The Entrepreneurial Tool to be developed takes this a step further: we intend to visualize the flow of these intermediate tasks using swim lanes, so everybody sees when a part is done and when it is coming to them. These are again intermediate goals that can be regarded as done by the predecessor as soon as they pop up in my lane. And there is a clear description of what needs to be done by when so that I can move the task from my swim lane to the following one.
The Cecily Group already uses team meetings at the beginning of each quarter to discuss all the ongoing and upcoming projects and to make sure everybody is aware of what needs to be done by when. That is equal to a project meeting defining the goals. There are also follow-up meetings with individual teams to ensure everything is running as planned. That way there should be no surprises toward the end as to what was supposed to be reached. And there is nothing more satisfying for a project manager than to be able to deliver a completed project on time, with the right quality and the agreed-upon costs. And get confirmation from the customer that all goals were reached, and the project can indeed be closed as done!

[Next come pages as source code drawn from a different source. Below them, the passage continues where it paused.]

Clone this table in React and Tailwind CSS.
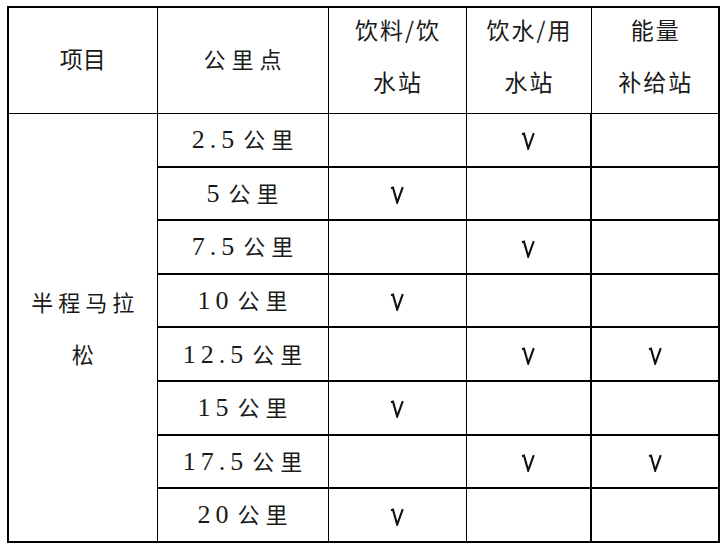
import React from "react";

const rows = [
  { num: "2.5", a: false, b: true, c: false },
  { num: "5", a: true, b: false, c: false },
  { num: "7.5", a: false, b: true, c: false },
  { num: "10", a: true, b: false, c: false },
  { num: "12.5", a: false, b: true, c: true },
  { num: "15", a: true, b: false, c: false },
  { num: "17.5", a: false, b: true, c: true },
  { num: "20", a: true, b: false, c: false },
];

const cjk = { fontFamily: '"Noto Sans CJK SC", sans-serif' };
const serif = { fontFamily: '"Liberation Serif", "Noto Sans CJK SC", serif' };

// the tick mark drawn as in the sheet: short hook at top left, then a V
const Tick = ({ on }) =>
  on ? (
    <svg width="14" height="18" viewBox="0 0 14 18" className="inline-block align-middle">
      <path d="M1 2.2 L3 1.6 L7.2 16.5 L12.8 1.2" fill="none" stroke="#111" strokeWidth="2.1" strokeLinejoin="miter" />
    </svg>
  ) : null;

const HeadCell = ({ top, bottom, last }) => (
  <th className={`border border-black font-normal text-[23px] tracking-[2px] pl-[2px] ${last ? "" : ""}`} style={cjk}>
    <div className="leading-[52px] -translate-y-[5px]">
      {top}
      <br />
      {bottom}
    </div>
  </th>
);

const App = () => {
  return (
    <div className="w-[728px] h-[551px] bg-white pl-[7px] pt-[6px] overflow-hidden">
      <table className="table-fixed border-collapse border-2 border-black text-[#1a1a1a]">
        <colgroup>
          <col className="w-[149px]" />
          <col className="w-[171px]" />
          <col className="w-[138px]" />
          <col className="w-[125px]" />
          <col className="w-[128px]" />
        </colgroup>
        <thead>
          <tr className="h-[106px]">
            <th className="border border-black font-normal text-[23px]" style={cjk}>
              <div className="-translate-y-[2px]">项目</div>
            </th>
            <th className="border border-black font-normal text-[22px] tracking-[6px] pl-[6px]" style={cjk}>
              <div className="-translate-y-[2px]">公里点</div>
            </th>
            <HeadCell top="饮料/饮" bottom="水站" />
            <HeadCell top="饮水/用" bottom="水站" />
            <HeadCell top="能量" bottom="补给站" />
          </tr>
        </thead>
        <tbody>
          {rows.map((r, i) => (
            <tr key={r.num} className="h-[53.6px]">
              {i === 0 && (
                <td
                  rowSpan={8}
                  className="border border-black text-center text-[22px] tracking-[5px] leading-[52px] pl-[5px]"
                  style={cjk}
                >
                  半程马拉
                  <br />
                  松
                </td>
              )}
              <td className="border border-b-2 border-black text-center pl-[6px] whitespace-nowrap">
                <span className="text-[26px] tracking-[5px]" style={serif}>
                  {r.num}
                </span>
                <span className="text-[22px] tracking-[6px] ml-[4px]" style={cjk}>
                  公里
                </span>
              </td>
              <td className="border border-b-2 border-black text-center">
                <Tick on={r.a} />
              </td>
              <td className="border border-b-2 border-r-2 border-black text-center">
                <Tick on={r.b} />
              </td>
              <td className="border border-b-2 border-black text-center">
                <Tick on={r.c} />
              </td>
            </tr>
          ))}
        </tbody>
      </table>
    </div>
  );
};

export default App;
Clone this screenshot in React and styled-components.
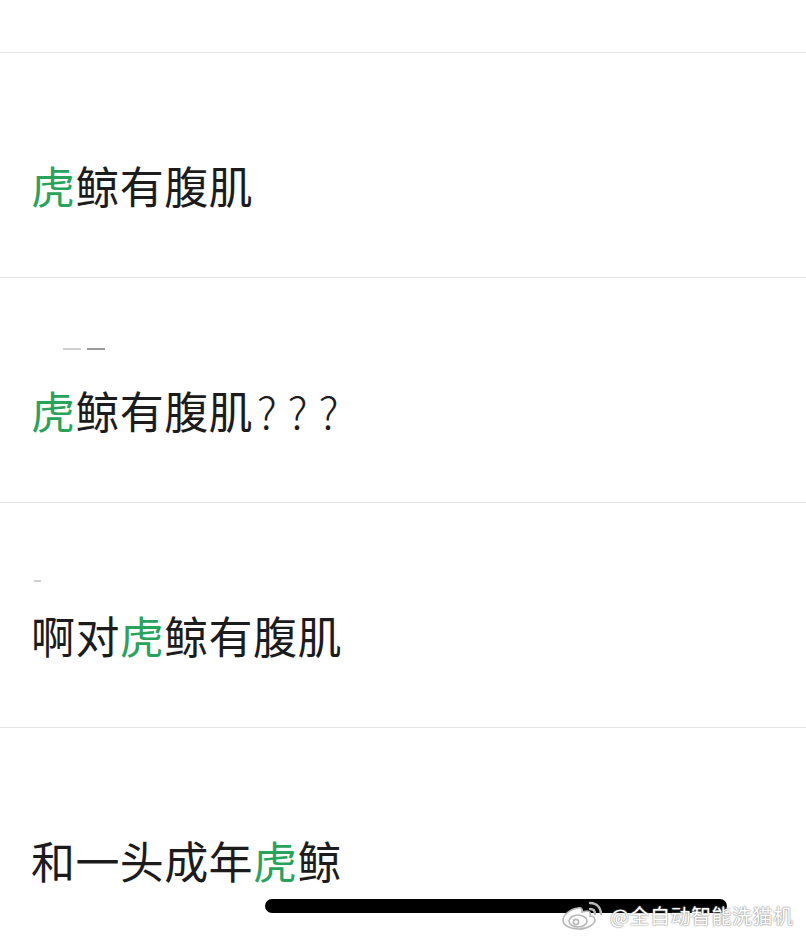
import React from 'react'
import styled, { createGlobalStyle } from 'styled-components'

const rows = [
    { parts: [['虎', 'g'], ['鲸有腹肌', '']] },
    { parts: [['虎', 'g'], ['鲸有腹肌', ''], ['???', 'q']], faint: 'wide' },
    { parts: [['啊对', ''], ['虎', 'g'], ['鲸有腹肌', '']], faint: 'dot' },
    { parts: [['和一头成年', ''], ['虎', 'g'], ['鲸', '']] },
]

function WeiboLogo() {
    return (
        <svg width="46" height="30" viewBox="0 0 46 30">
            <g fill="#fff" stroke="#b8b8b8" strokeWidth="1.6">
                <path d="M18 8 C10 9 3 15 3 20 C3 26 11 29 19 29 C28 29 35 24 35 20 C35 17 32 16 30 16 C31 13 30 11 27 11 C25 11 23 12 22 12 C23 9 21 7 18 8 Z" />
                <ellipse cx="18" cy="21" rx="9" ry="6" />
                <circle cx="16" cy="22" r="2.6" />
            </g>
            <g fill="none" stroke="#b8b8b8" strokeWidth="2.4" strokeLinecap="round">
                <path d="M30 9 C33 9 35 11 35 14" />
                <path d="M30 3 C37 3 41 8 41 14" />
            </g>
        </svg>
    )
}

function App() {
    return (
        <>
            <GlobalStyle />
            <Page>
                <TopSpace />
                {rows.map((row, i) => (
                    <Row key={i}>
                        {row.faint === 'wide' && (
                            <FaintLine $left={32} $below={28}>
                                <FaintBar $w={18} />
                                <FaintBar $w={18} $dark />
                            </FaintLine>
                        )}
                        {row.faint === 'dot' && (
                            <FaintLine $left={3} $below={21}>
                                <FaintBar $w={7} />
                            </FaintLine>
                        )}
                        <Line>
                            {row.parts.map(([t, kind], j) =>
                                kind === 'g' ? <Green key={j}>{t}</Green>
                                    : kind === 'q' ? <Marks key={j}>{t}</Marks>
                                    : <span key={j}>{t}</span>
                            )}
                        </Line>
                    </Row>
                ))}
            </Page>
            <HomeBar />
            <Watermark>
                <WeiboLogo />
                <MarkText>@全自动智能洗猫机</MarkText>
            </Watermark>
        </>
    )
}

export default App

const GlobalStyle = createGlobalStyle`
    html, body {
        margin: 0;
        padding: 0;
        background: #ffffff;
        overflow: hidden;
    }
    body {
        font-family: "Noto Sans CJK SC", "Noto Sans", sans-serif;
    }
`

const Page = styled.div`
    width: 806px;
    height: 938px;
    overflow: hidden;
    background: #ffffff;
`

const TopSpace = styled.div`
    height: 52px;
`

const Row = styled.div`
    border-top: 1px solid #e3e3e3;
    display: flex;
    flex-direction: column;
    justify-content: flex-end;
    padding: 0 0 60px 31px;
    height: 164px;
`

const FaintLine = styled.div`
    display: flex;
    gap: 6px;
    margin: 0 0 ${p => p.$below}px ${p => p.$left}px;
    height: 3px;
    align-items: center;
`

const FaintBar = styled.div`
    width: ${p => p.$w}px;
    height: 2px;
    background: ${p => (p.$dark ? '#9a9a9a' : '#cfcfcf')};
    filter: blur(0.6px);
`

const Line = styled.div`
    font-size: 44px;
    line-height: 64px;
    color: #1c1c1c;
    letter-spacing: 0.4px;
    white-space: nowrap;
`

const Green = styled.span`
    color: #28a35c;
`

const Marks = styled.span`
    letter-spacing: 11px;
    margin-left: 4px;
    font-weight: 300;
`

const HomeBar = styled.div`
    position: absolute;
    left: 265px;
    top: 899px;
    width: 462px;
    height: 14px;
    border-radius: 7px;
    background: #000000;
`

const Watermark = styled.div`
    position: absolute;
    left: 560px;
    top: 900px;
    display: flex;
    align-items: center;
    gap: 4px;
`

const MarkText = styled.span`
    font-size: 20px;
    color: #ffffff;
    letter-spacing: 0.5px;
    text-shadow: 0 0 2px #8a8a8a, 0 0 1px #8a8a8a;
`
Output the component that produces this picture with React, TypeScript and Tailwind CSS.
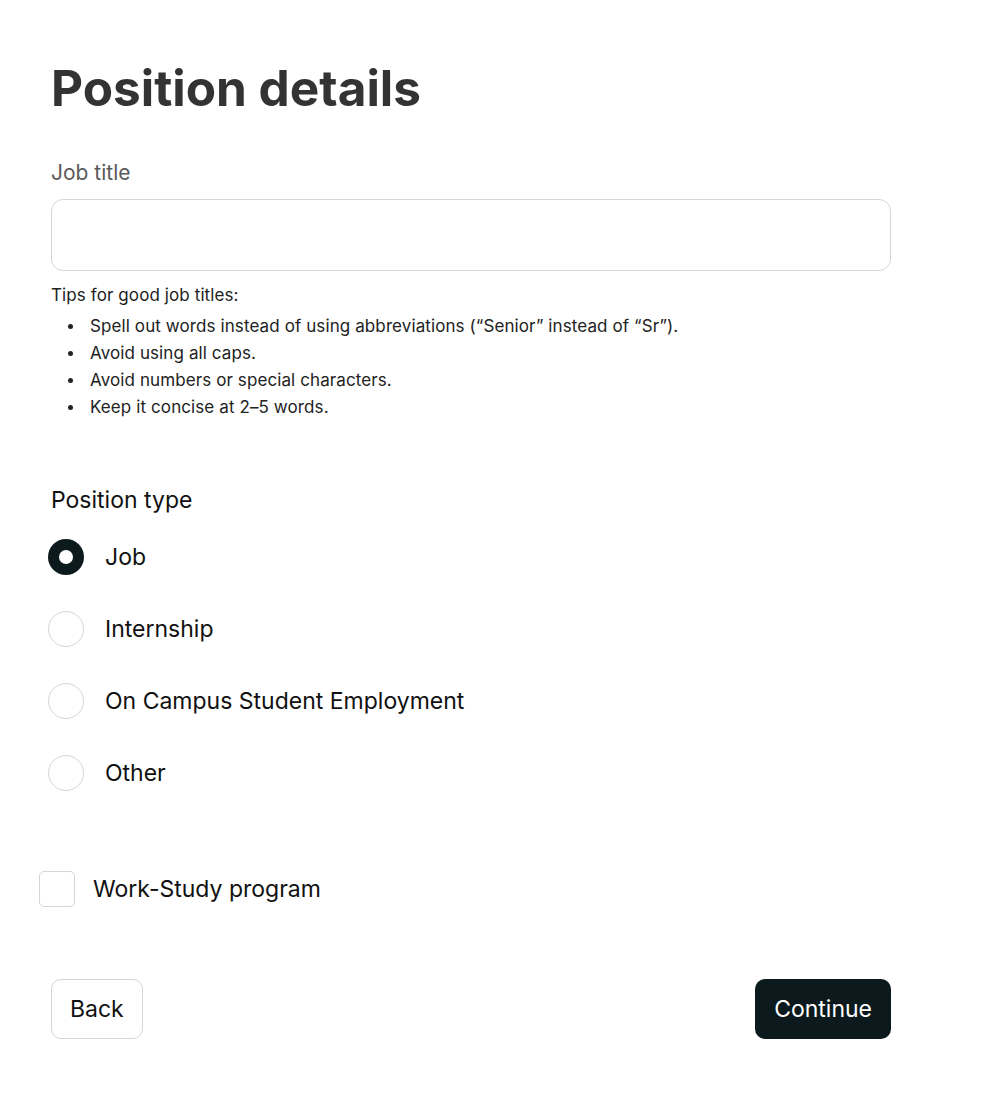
import { useState } from "react";

const TYPES = ["Job", "Internship", "On Campus Student Employment", "Other"];

const TIPS = [
  "Spell out words instead of using abbreviations (\u201cSenior\u201d instead of \u201cSr\u201d).",
  "Avoid using all caps.",
  "Avoid numbers or special characters.",
  "Keep it concise at 2\u20135 words.",
];

export default function App() {
  const [type, setType] = useState("Job");
  const [workStudy, setWorkStudy] = useState(false);
  const [title, setTitle] = useState("");

  return (
    <div className="min-h-screen bg-white font-['Inter',sans-serif] text-[#111]">
      <div className="w-[840px] ml-[51px] pt-[58px]">
        <h1 className="text-[49.5px] font-bold leading-[60px] text-[#333]">Position details</h1>

        <label className="block mt-[41px] text-[21px] leading-[28px] text-[#5a5a5a]">Job title</label>
        <input
          value={title}
          onChange={(e) => setTitle(e.target.value)}
          className="mt-[12px] block w-full h-[72px] rounded-[12px] border border-[#d6d6d6] px-4 text-[20px] outline-none"
        />

        <p className="mt-[12px] text-[17px] leading-[24px] tracking-[0.1px] text-[#222]">Tips for good job titles:</p>
        <ul className="mt-[6px] text-[17px] leading-[27px] tracking-[0.1px] text-[#222]">
          {TIPS.map((t) => (
            <li key={t} className="flex items-center">
              <span className="ml-[17px] mr-[17px] w-[5px] h-[5px] rounded-full bg-[#222] shrink-0" />
              <span>{t}</span>
            </li>
          ))}
        </ul>

        {/* Position type */}
        <h2 className="mt-[64px] text-[23px] leading-[30px] text-[#111]">Position type</h2>
        <div className="mt-[24px] -ml-[3px] flex flex-col gap-[36px]">
          {TYPES.map((t) => {
            const on = t === type;
            return (
              <button
                key={t}
                type="button"
                onClick={() => setType(t)}
                className="flex items-center gap-[21px] text-left"
              >
                <span
                  className={`w-[36px] h-[36px] rounded-full flex items-center justify-center ${
                    on ? "bg-[#0c1a1d]" : "border border-[#d6d6d6] bg-white"
                  }`}
                >
                  {on && <span className="w-[14px] h-[14px] rounded-full bg-white" />}
                </span>
                <span className="text-[23px] leading-[30px] text-[#111]">{t}</span>
              </button>
            );
          })}
        </div>

        {/* Work-study */}
        <button
          type="button"
          onClick={() => setWorkStudy((v) => !v)}
          className="mt-[80px] -ml-[12px] flex items-center gap-[18px]"
        >
          <span
            className={`w-[36px] h-[36px] rounded-[5px] border ${
              workStudy ? "bg-[#0c1a1d] border-[#0c1a1d]" : "border-[#d6d6d6] bg-white"
            }`}
          />
          <span className="text-[23px] leading-[30px] text-[#111]">Work-Study program</span>
        </button>

        <div className="mt-[72px] flex justify-between">
          <button
            type="button"
            className="h-[60px] px-[18px] rounded-[10px] border border-[#d6d6d6] bg-white text-[23px] text-[#111]"
          >
            Back
          </button>
          <button
            type="button"
            className="h-[60px] px-[19px] rounded-[10px] bg-[#0c1a1d] text-[23px] text-white"
          >
            Continue
          </button>
        </div>
      </div>
    </div>
  );
}
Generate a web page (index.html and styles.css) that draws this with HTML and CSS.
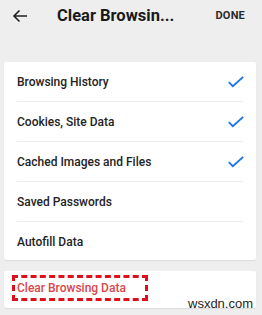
FILE: index.html
```html
<!DOCTYPE html>
<html>
<head>
<meta charset="utf-8">
<link rel="stylesheet" href="styles.css">
</head>
<body>
<div class="screen">
  <header class="topbar">
    <svg class="back" width="16" height="14" viewBox="0 0 16 14"><path d="M15 7H2M7.5 1.5L2 7l5.5 5.5" fill="none" stroke="#222" stroke-width="1.6"/></svg>
    <div class="title">Clear Browsin...</div>
    <div class="done">DONE</div>
  </header>
  <section class="card list">
    <div class="row"><span>Browsing History</span><svg class="check" width="16" height="12" viewBox="0 0 16 12"><path d="M0.8 6.2l4 4L15.2 0.8" fill="none" stroke="#1a73e8" stroke-width="1.8"/></svg></div>
    <div class="row"><span>Cookies, Site Data</span><svg class="check" width="16" height="12" viewBox="0 0 16 12"><path d="M0.8 6.2l4 4L15.2 0.8" fill="none" stroke="#1a73e8" stroke-width="1.8"/></svg></div>
    <div class="row"><span>Cached Images and Files</span><svg class="check" width="16" height="12" viewBox="0 0 16 12"><path d="M0.8 6.2l4 4L15.2 0.8" fill="none" stroke="#1a73e8" stroke-width="1.8"/></svg></div>
    <div class="row"><span>Saved Passwords</span></div>
    <div class="row"><span>Autofill Data</span></div>
  </section>
  <section class="card action">
    <div class="clear-btn">Clear Browsing Data</div>
  </section>
  <div class="watermark">wsxdn.com</div>
</div>
</body>
</html>
```
FILE: styles.css
```css
html, body {
  margin: 0;
  padding: 0;
  background: #eeeeee;
}
.screen {
  position: relative;
  width: 262px;
  height: 315px;
  font-family: Roboto, "Noto Sans", sans-serif;
  color: #212121;
  overflow: hidden;
}
.topbar {
  display: flex;
  align-items: center;
  height: 31px;
  padding: 0 17px 0 12px;
}
.back {
  display: block;
  flex: none;
}
.title {
  margin-left: 29px;
  font-size: 16.5px;
  font-weight: 700;
  color: #1a1a1a;
  flex: 1;
  white-space: nowrap;
}
.done {
  font-size: 11px;
  font-weight: 700;
  color: #2a2a2a;
  letter-spacing: 0.2px;
}
.card {
  background: #fff;
  margin: 0 6px 0 4px;
  border-radius: 2px;
  box-shadow: 0 1px 1px rgba(0,0,0,0.08);
}
.list {
  margin-top: 31px;
  padding: 0 13px;
}
.row {
  display: flex;
  align-items: center;
  justify-content: space-between;
  box-sizing: border-box;
  height: 40px;
  padding-top: 1px;
  border-bottom: 1px solid #ececec;
  font-size: 12px;
  font-weight: 500;
  color: #232323;
}
.row:last-child {
  border-bottom: none;
  height: 38px;
}
.check {
  display: block;
  margin-right: -1px;
}
.action {
  margin-top: 11px;
  height: 37px;
  padding: 4px 0 0 8px;
  box-sizing: border-box;
}
.clear-btn {
  display: inline-flex;
  align-items: center;
  box-sizing: border-box;
  width: 136px;
  height: 26px;
  padding-left: 2px;
  border: 3px dashed #e0101a;
  font-size: 12px;
  font-weight: 500;
  color: #d9474a;
}
.watermark {
  position: absolute;
  left: 188px;
  top: 296px;
  font-family: "Liberation Sans", Arial, sans-serif;
  font-size: 13px;
  color: #1e1e1e;
}
```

The Entrepreneurial Tool to be developed takes the part of lessons learned a step further as well: the idea is to have employees work to their unique abilities to motivate them but also make the best use of their skills. At the end of a project, employees are asked to rate how much the project fits their unique abilities. This is another lesson learned: the rating will tell managers if they picked the right project for the right person. And if not, choose more wisely in the future.
To summarize: the key to defining something as done is good communication and open information sharing. It starts at the project kick-off by defining goals and non-goals, it continues during the project with progress reports and meetings and it ends with discussing the results with the customer, be it an internal or external one.